--- Exercise objective ---
The entries below should be quoted exactly, with no pictures carried over.

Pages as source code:

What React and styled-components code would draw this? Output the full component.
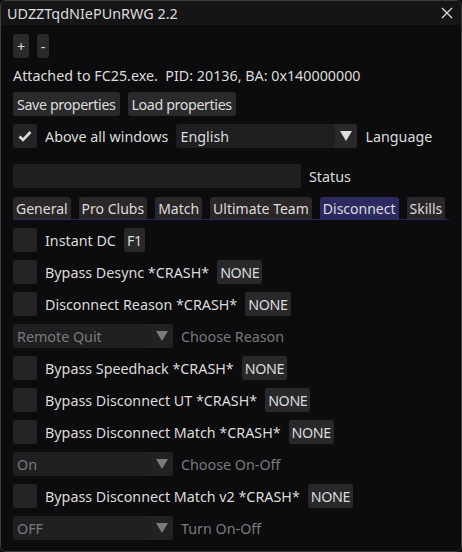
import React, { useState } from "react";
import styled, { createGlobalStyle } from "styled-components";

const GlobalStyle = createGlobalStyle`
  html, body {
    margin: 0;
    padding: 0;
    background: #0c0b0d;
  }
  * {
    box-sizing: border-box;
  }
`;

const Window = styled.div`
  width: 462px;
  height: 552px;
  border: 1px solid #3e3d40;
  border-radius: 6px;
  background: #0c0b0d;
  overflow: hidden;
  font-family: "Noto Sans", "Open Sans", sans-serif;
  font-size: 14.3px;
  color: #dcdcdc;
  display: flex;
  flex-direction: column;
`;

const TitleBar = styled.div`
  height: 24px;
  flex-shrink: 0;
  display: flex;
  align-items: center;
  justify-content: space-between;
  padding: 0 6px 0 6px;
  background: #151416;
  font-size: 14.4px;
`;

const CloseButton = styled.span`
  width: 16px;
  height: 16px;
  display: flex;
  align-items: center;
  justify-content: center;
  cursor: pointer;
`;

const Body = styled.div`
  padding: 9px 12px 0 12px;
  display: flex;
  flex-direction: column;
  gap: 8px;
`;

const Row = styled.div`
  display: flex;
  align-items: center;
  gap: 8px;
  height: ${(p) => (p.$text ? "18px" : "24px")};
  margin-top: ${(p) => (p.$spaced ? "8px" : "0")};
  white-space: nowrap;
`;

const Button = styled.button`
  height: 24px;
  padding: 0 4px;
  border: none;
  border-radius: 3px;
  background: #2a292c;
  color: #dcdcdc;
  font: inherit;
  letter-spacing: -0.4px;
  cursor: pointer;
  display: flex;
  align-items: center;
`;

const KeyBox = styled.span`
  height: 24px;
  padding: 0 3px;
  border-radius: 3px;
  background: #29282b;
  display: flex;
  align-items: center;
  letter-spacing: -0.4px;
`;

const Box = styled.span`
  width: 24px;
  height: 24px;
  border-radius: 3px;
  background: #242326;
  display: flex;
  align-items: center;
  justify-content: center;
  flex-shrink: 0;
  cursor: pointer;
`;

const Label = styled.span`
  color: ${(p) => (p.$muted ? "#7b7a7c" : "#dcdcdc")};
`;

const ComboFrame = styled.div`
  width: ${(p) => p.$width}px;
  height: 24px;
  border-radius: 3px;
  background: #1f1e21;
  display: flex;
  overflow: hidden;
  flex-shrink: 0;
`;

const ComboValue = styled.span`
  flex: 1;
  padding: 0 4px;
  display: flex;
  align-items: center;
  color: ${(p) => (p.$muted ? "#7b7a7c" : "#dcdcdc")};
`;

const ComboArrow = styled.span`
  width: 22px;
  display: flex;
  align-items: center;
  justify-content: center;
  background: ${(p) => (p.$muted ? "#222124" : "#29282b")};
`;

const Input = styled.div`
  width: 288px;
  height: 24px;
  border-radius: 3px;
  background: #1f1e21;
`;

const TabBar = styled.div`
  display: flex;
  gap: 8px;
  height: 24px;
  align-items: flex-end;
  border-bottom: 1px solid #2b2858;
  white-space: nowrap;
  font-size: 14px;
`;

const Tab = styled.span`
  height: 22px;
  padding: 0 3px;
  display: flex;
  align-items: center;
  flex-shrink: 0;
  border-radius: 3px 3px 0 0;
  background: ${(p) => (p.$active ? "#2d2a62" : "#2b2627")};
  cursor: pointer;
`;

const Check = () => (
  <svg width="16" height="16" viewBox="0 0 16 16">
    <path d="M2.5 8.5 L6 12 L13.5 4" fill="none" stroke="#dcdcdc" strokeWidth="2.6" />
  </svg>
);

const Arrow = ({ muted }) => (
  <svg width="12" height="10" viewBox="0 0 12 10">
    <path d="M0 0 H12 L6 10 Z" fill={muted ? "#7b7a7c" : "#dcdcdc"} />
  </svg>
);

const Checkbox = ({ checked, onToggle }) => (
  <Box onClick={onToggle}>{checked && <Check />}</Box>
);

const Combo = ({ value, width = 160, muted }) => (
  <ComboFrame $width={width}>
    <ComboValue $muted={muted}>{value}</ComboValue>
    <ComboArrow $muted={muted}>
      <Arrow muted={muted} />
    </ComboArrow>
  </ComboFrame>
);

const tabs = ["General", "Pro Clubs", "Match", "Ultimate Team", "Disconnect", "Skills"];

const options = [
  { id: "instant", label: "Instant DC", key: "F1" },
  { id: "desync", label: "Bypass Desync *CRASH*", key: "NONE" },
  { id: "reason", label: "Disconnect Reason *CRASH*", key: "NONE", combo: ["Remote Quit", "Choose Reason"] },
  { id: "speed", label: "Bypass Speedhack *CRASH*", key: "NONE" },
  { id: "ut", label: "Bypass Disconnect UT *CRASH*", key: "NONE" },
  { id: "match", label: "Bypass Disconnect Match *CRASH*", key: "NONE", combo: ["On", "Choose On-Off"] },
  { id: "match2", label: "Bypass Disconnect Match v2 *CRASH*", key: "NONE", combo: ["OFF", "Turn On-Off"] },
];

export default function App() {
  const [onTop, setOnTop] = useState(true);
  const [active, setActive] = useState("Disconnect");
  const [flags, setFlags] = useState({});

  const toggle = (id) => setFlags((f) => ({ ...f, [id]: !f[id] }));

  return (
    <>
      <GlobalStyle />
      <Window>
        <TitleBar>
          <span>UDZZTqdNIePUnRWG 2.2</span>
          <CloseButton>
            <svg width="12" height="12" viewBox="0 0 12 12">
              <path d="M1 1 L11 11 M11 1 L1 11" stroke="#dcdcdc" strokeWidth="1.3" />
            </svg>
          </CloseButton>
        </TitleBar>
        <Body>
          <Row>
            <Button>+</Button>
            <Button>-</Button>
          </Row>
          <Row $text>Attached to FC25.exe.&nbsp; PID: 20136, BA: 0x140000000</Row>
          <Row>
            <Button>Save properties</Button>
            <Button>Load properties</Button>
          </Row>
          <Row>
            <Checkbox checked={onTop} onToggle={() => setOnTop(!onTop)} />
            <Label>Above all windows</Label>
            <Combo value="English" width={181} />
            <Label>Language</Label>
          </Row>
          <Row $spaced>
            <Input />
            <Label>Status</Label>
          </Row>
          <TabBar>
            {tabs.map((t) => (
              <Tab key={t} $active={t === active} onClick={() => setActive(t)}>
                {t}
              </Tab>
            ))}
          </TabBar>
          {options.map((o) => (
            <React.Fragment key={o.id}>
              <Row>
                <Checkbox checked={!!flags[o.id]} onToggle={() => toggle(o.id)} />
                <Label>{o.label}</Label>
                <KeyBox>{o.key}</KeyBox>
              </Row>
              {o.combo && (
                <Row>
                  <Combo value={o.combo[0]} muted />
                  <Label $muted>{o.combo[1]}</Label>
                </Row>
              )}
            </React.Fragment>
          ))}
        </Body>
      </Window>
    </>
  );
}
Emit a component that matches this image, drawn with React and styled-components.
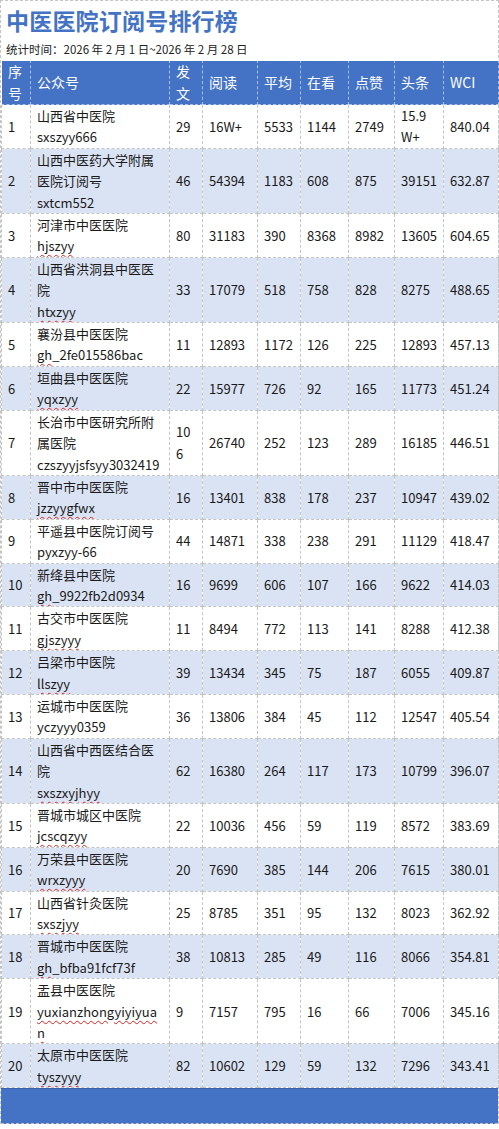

--- Answer to the problem ---
What React and styled-components code would draw this? Output the full component.
import React, { useState } from "react";
import styled, { createGlobalStyle } from "styled-components";

const GlobalStyle = createGlobalStyle`
  html, body {
    margin: 0;
    padding: 0;
    background: #0c0b0d;
  }
  * {
    box-sizing: border-box;
  }
`;

const Window = styled.div`
  width: 462px;
  height: 552px;
  border: 1px solid #3e3d40;
  border-radius: 6px;
  background: #0c0b0d;
  overflow: hidden;
  font-family: "Noto Sans", "Open Sans", sans-serif;
  font-size: 14.3px;
  color: #dcdcdc;
  display: flex;
  flex-direction: column;
`;

const TitleBar = styled.div`
  height: 24px;
  flex-shrink: 0;
  display: flex;
  align-items: center;
  justify-content: space-between;
  padding: 0 6px 0 6px;
  background: #151416;
  font-size: 14.4px;
`;

const CloseButton = styled.span`
  width: 16px;
  height: 16px;
  display: flex;
  align-items: center;
  justify-content: center;
  cursor: pointer;
`;

const Body = styled.div`
  padding: 9px 12px 0 12px;
  display: flex;
  flex-direction: column;
  gap: 8px;
`;

const Row = styled.div`
  display: flex;
  align-items: center;
  gap: 8px;
  height: ${(p) => (p.$text ? "18px" : "24px")};
  margin-top: ${(p) => (p.$spaced ? "8px" : "0")};
  white-space: nowrap;
`;

const Button = styled.button`
  height: 24px;
  padding: 0 4px;
  border: none;
  border-radius: 3px;
  background: #2a292c;
  color: #dcdcdc;
  font: inherit;
  letter-spacing: -0.4px;
  cursor: pointer;
  display: flex;
  align-items: center;
`;

const KeyBox = styled.span`
  height: 24px;
  padding: 0 3px;
  border-radius: 3px;
  background: #29282b;
  display: flex;
  align-items: center;
  letter-spacing: -0.4px;
`;

const Box = styled.span`
  width: 24px;
  height: 24px;
  border-radius: 3px;
  background: #242326;
  display: flex;
  align-items: center;
  justify-content: center;
  flex-shrink: 0;
  cursor: pointer;
`;

const Label = styled.span`
  color: ${(p) => (p.$muted ? "#7b7a7c" : "#dcdcdc")};
`;

const ComboFrame = styled.div`
  width: ${(p) => p.$width}px;
  height: 24px;
  border-radius: 3px;
  background: #1f1e21;
  display: flex;
  overflow: hidden;
  flex-shrink: 0;
`;

const ComboValue = styled.span`
  flex: 1;
  padding: 0 4px;
  display: flex;
  align-items: center;
  color: ${(p) => (p.$muted ? "#7b7a7c" : "#dcdcdc")};
`;

const ComboArrow = styled.span`
  width: 22px;
  display: flex;
  align-items: center;
  justify-content: center;
  background: ${(p) => (p.$muted ? "#222124" : "#29282b")};
`;

const Input = styled.div`
  width: 288px;
  height: 24px;
  border-radius: 3px;
  background: #1f1e21;
`;

const TabBar = styled.div`
  display: flex;
  gap: 8px;
  height: 24px;
  align-items: flex-end;
  border-bottom: 1px solid #2b2858;
  white-space: nowrap;
  font-size: 14px;
`;

const Tab = styled.span`
  height: 22px;
  padding: 0 3px;
  display: flex;
  align-items: center;
  flex-shrink: 0;
  border-radius: 3px 3px 0 0;
  background: ${(p) => (p.$active ? "#2d2a62" : "#2b2627")};
  cursor: pointer;
`;

const Check = () => (
  <svg width="16" height="16" viewBox="0 0 16 16">
    <path d="M2.5 8.5 L6 12 L13.5 4" fill="none" stroke="#dcdcdc" strokeWidth="2.6" />
  </svg>
);

const Arrow = ({ muted }) => (
  <svg width="12" height="10" viewBox="0 0 12 10">
    <path d="M0 0 H12 L6 10 Z" fill={muted ? "#7b7a7c" : "#dcdcdc"} />
  </svg>
);

const Checkbox = ({ checked, onToggle }) => (
  <Box onClick={onToggle}>{checked && <Check />}</Box>
);

const Combo = ({ value, width = 160, muted }) => (
  <ComboFrame $width={width}>
    <ComboValue $muted={muted}>{value}</ComboValue>
    <ComboArrow $muted={muted}>
      <Arrow muted={muted} />
    </ComboArrow>
  </ComboFrame>
);

const tabs = ["General", "Pro Clubs", "Match", "Ultimate Team", "Disconnect", "Skills"];

const options = [
  { id: "instant", label: "Instant DC", key: "F1" },
  { id: "desync", label: "Bypass Desync *CRASH*", key: "NONE" },
  { id: "reason", label: "Disconnect Reason *CRASH*", key: "NONE", combo: ["Remote Quit", "Choose Reason"] },
  { id: "speed", label: "Bypass Speedhack *CRASH*", key: "NONE" },
  { id: "ut", label: "Bypass Disconnect UT *CRASH*", key: "NONE" },
  { id: "match", label: "Bypass Disconnect Match *CRASH*", key: "NONE", combo: ["On", "Choose On-Off"] },
  { id: "match2", label: "Bypass Disconnect Match v2 *CRASH*", key: "NONE", combo: ["OFF", "Turn On-Off"] },
];

export default function App() {
  const [onTop, setOnTop] = useState(true);
  const [active, setActive] = useState("Disconnect");
  const [flags, setFlags] = useState({});

  const toggle = (id) => setFlags((f) => ({ ...f, [id]: !f[id] }));

  return (
    <>
      <GlobalStyle />
      <Window>
        <TitleBar>
          <span>UDZZTqdNIePUnRWG 2.2</span>
          <CloseButton>
            <svg width="12" height="12" viewBox="0 0 12 12">
              <path d="M1 1 L11 11 M11 1 L1 11" stroke="#dcdcdc" strokeWidth="1.3" />
            </svg>
          </CloseButton>
        </TitleBar>
        <Body>
          <Row>
            <Button>+</Button>
            <Button>-</Button>
          </Row>
          <Row $text>Attached to FC25.exe.&nbsp; PID: 20136, BA: 0x140000000</Row>
          <Row>
            <Button>Save properties</Button>
            <Button>Load properties</Button>
          </Row>
          <Row>
            <Checkbox checked={onTop} onToggle={() => setOnTop(!onTop)} />
            <Label>Above all windows</Label>
            <Combo value="English" width={181} />
            <Label>Language</Label>
          </Row>
          <Row $spaced>
            <Input />
            <Label>Status</Label>
          </Row>
          <TabBar>
            {tabs.map((t) => (
              <Tab key={t} $active={t === active} onClick={() => setActive(t)}>
                {t}
              </Tab>
            ))}
          </TabBar>
          {options.map((o) => (
            <React.Fragment key={o.id}>
              <Row>
                <Checkbox checked={!!flags[o.id]} onToggle={() => toggle(o.id)} />
                <Label>{o.label}</Label>
                <KeyBox>{o.key}</KeyBox>
              </Row>
              {o.combo && (
                <Row>
                  <Combo value={o.combo[0]} muted />
                  <Label $muted>{o.combo[1]}</Label>
                </Row>
              )}
            </React.Fragment>
          ))}
        </Body>
      </Window>
    </>
  );
}
Emit a component that matches this image, drawn with React and styled-components.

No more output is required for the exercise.